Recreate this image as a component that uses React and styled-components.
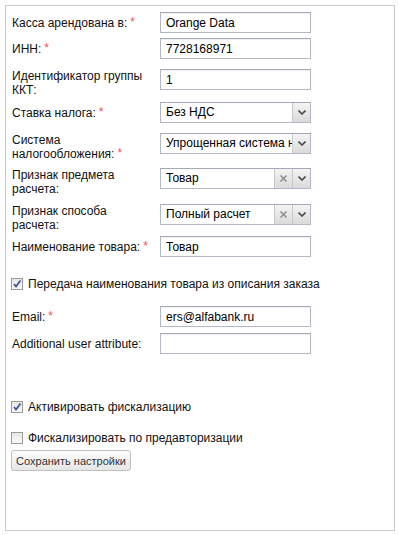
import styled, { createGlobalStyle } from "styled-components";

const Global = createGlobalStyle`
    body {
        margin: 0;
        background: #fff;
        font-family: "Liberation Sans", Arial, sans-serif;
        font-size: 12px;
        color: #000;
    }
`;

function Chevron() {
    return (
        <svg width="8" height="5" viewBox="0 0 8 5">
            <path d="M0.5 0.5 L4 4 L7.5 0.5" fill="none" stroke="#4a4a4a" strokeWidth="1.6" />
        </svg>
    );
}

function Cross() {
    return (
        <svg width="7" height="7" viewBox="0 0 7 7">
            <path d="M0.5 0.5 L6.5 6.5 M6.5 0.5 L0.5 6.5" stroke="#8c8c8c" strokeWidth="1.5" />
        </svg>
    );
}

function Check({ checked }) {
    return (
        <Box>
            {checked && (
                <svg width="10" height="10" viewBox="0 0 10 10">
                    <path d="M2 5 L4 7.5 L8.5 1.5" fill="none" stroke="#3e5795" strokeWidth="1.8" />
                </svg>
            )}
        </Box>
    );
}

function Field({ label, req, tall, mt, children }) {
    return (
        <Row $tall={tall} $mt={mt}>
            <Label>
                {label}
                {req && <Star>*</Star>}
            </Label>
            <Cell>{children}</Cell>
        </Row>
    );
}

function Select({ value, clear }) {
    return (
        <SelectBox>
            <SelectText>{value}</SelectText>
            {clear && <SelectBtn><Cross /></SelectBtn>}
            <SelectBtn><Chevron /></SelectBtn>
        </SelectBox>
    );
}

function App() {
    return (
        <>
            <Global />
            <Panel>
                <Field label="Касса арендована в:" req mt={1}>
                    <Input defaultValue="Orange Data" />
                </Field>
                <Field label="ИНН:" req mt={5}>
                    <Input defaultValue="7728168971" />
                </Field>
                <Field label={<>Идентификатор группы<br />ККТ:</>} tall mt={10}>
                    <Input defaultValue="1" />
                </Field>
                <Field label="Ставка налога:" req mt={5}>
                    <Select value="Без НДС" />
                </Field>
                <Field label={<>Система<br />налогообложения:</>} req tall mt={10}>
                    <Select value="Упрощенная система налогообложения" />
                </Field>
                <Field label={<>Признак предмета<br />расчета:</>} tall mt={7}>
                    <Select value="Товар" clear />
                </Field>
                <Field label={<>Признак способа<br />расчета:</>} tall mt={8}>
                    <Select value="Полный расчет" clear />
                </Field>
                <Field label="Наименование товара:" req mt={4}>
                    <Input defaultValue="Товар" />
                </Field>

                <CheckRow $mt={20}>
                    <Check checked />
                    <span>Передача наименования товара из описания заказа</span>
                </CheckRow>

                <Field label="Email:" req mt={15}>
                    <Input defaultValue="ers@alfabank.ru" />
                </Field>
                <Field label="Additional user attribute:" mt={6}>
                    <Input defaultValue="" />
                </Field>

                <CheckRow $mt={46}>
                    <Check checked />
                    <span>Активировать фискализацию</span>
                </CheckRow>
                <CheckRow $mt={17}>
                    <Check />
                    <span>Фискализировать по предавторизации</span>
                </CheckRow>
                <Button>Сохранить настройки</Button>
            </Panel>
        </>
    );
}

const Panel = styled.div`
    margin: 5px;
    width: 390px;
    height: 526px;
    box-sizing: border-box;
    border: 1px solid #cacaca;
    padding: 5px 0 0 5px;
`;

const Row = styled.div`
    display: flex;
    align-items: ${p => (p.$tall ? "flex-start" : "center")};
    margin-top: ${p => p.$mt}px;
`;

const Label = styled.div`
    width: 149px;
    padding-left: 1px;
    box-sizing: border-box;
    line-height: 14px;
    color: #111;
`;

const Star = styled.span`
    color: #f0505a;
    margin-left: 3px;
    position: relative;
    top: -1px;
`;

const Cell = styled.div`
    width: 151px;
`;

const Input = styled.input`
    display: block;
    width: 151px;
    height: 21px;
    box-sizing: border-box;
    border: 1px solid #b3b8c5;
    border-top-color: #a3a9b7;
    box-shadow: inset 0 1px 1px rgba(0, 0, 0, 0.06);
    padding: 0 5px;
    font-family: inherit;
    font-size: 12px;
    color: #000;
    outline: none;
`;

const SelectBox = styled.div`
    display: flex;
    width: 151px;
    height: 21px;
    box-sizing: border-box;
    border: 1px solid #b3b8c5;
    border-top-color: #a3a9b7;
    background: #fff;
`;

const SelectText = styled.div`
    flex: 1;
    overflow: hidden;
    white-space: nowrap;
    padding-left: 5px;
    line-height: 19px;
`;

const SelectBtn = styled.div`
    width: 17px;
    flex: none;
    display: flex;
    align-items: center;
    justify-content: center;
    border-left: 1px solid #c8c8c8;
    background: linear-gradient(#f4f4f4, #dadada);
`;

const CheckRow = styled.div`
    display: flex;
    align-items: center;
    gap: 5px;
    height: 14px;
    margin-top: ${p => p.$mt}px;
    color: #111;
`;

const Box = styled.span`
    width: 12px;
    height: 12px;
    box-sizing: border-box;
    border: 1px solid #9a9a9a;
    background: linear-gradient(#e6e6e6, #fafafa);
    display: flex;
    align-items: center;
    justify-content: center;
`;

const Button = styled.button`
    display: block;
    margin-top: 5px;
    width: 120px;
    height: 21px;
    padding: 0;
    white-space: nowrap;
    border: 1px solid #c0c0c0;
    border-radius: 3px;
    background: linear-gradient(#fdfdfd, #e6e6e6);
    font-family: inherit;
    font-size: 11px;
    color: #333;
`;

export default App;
========
**Exercise details**
Return each line from the material above exactly, but not the pictures.

**Correct output**
Recreate this image as a component that uses React and styled-components.
import styled, { createGlobalStyle } from "styled-components";

const Global = createGlobalStyle`
    body {
        margin: 0;
        background: #fff;
        font-family: "Liberation Sans", Arial, sans-serif;
        font-size: 12px;
        color: #000;
    }
`;

function Chevron() {
    return (
        <svg width="8" height="5" viewBox="0 0 8 5">
            <path d="M0.5 0.5 L4 4 L7.5 0.5" fill="none" stroke="#4a4a4a" strokeWidth="1.6" />
        </svg>
    );
}

function Cross() {
    return (
        <svg width="7" height="7" viewBox="0 0 7 7">
            <path d="M0.5 0.5 L6.5 6.5 M6.5 0.5 L0.5 6.5" stroke="#8c8c8c" strokeWidth="1.5" />
        </svg>
    );
}

function Check({ checked }) {
    return (
        <Box>
            {checked && (
                <svg width="10" height="10" viewBox="0 0 10 10">
                    <path d="M2 5 L4 7.5 L8.5 1.5" fill="none" stroke="#3e5795" strokeWidth="1.8" />
                </svg>
            )}
        </Box>
    );
}

function Field({ label, req, tall, mt, children }) {
    return (
        <Row $tall={tall} $mt={mt}>
            <Label>
                {label}
                {req && <Star>*</Star>}
            </Label>
            <Cell>{children}</Cell>
        </Row>
    );
}

function Select({ value, clear }) {
    return (
        <SelectBox>
            <SelectText>{value}</SelectText>
            {clear && <SelectBtn><Cross /></SelectBtn>}
            <SelectBtn><Chevron /></SelectBtn>
        </SelectBox>
    );
}

function App() {
    return (
        <>
            <Global />
            <Panel>
                <Field label="Касса арендована в:" req mt={1}>
                    <Input defaultValue="Orange Data" />
                </Field>
                <Field label="ИНН:" req mt={5}>
                    <Input defaultValue="7728168971" />
                </Field>
                <Field label={<>Идентификатор группы<br />ККТ:</>} tall mt={10}>
                    <Input defaultValue="1" />
                </Field>
                <Field label="Ставка налога:" req mt={5}>
                    <Select value="Без НДС" />
                </Field>
                <Field label={<>Система<br />налогообложения:</>} req tall mt={10}>
                    <Select value="Упрощенная система налогообложения" />
                </Field>
                <Field label={<>Признак предмета<br />расчета:</>} tall mt={7}>
                    <Select value="Товар" clear />
                </Field>
                <Field label={<>Признак способа<br />расчета:</>} tall mt={8}>
                    <Select value="Полный расчет" clear />
                </Field>
                <Field label="Наименование товара:" req mt={4}>
                    <Input defaultValue="Товар" />
                </Field>

                <CheckRow $mt={20}>
                    <Check checked />
                    <span>Передача наименования товара из описания заказа</span>
                </CheckRow>

                <Field label="Email:" req mt={15}>
                    <Input defaultValue="ers@alfabank.ru" />
                </Field>
                <Field label="Additional user attribute:" mt={6}>
                    <Input defaultValue="" />
                </Field>

                <CheckRow $mt={46}>
                    <Check checked />
                    <span>Активировать фискализацию</span>
                </CheckRow>
                <CheckRow $mt={17}>
                    <Check />
                    <span>Фискализировать по предавторизации</span>
                </CheckRow>
                <Button>Сохранить настройки</Button>
            </Panel>
        </>
    );
}

const Panel = styled.div`
    margin: 5px;
    width: 390px;
    height: 526px;
    box-sizing: border-box;
    border: 1px solid #cacaca;
    padding: 5px 0 0 5px;
`;

const Row = styled.div`
    display: flex;
    align-items: ${p => (p.$tall ? "flex-start" : "center")};
    margin-top: ${p => p.$mt}px;
`;

const Label = styled.div`
    width: 149px;
    padding-left: 1px;
    box-sizing: border-box;
    line-height: 14px;
    color: #111;
`;

const Star = styled.span`
    color: #f0505a;
    margin-left: 3px;
    position: relative;
    top: -1px;
`;

const Cell = styled.div`
    width: 151px;
`;

const Input = styled.input`
    display: block;
    width: 151px;
    height: 21px;
    box-sizing: border-box;
    border: 1px solid #b3b8c5;
    border-top-color: #a3a9b7;
    box-shadow: inset 0 1px 1px rgba(0, 0, 0, 0.06);
    padding: 0 5px;
    font-family: inherit;
    font-size: 12px;
    color: #000;
    outline: none;
`;

const SelectBox = styled.div`
    display: flex;
    width: 151px;
    height: 21px;
    box-sizing: border-box;
    border: 1px solid #b3b8c5;
    border-top-color: #a3a9b7;
    background: #fff;
`;

const SelectText = styled.div`
    flex: 1;
    overflow: hidden;
    white-space: nowrap;
    padding-left: 5px;
    line-height: 19px;
`;

const SelectBtn = styled.div`
    width: 17px;
    flex: none;
    display: flex;
    align-items: center;
    justify-content: center;
    border-left: 1px solid #c8c8c8;
    background: linear-gradient(#f4f4f4, #dadada);
`;

const CheckRow = styled.div`
    display: flex;
    align-items: center;
    gap: 5px;
    height: 14px;
    margin-top: ${p => p.$mt}px;
    color: #111;
`;

const Box = styled.span`
    width: 12px;
    height: 12px;
    box-sizing: border-box;
    border: 1px solid #9a9a9a;
    background: linear-gradient(#e6e6e6, #fafafa);
    display: flex;
    align-items: center;
    justify-content: center;
`;

const Button = styled.button`
    display: block;
    margin-top: 5px;
    width: 120px;
    height: 21px;
    padding: 0;
    white-space: nowrap;
    border: 1px solid #c0c0c0;
    border-radius: 3px;
    background: linear-gradient(#fdfdfd, #e6e6e6);
    font-family: inherit;
    font-size: 11px;
    color: #333;
`;

export default App;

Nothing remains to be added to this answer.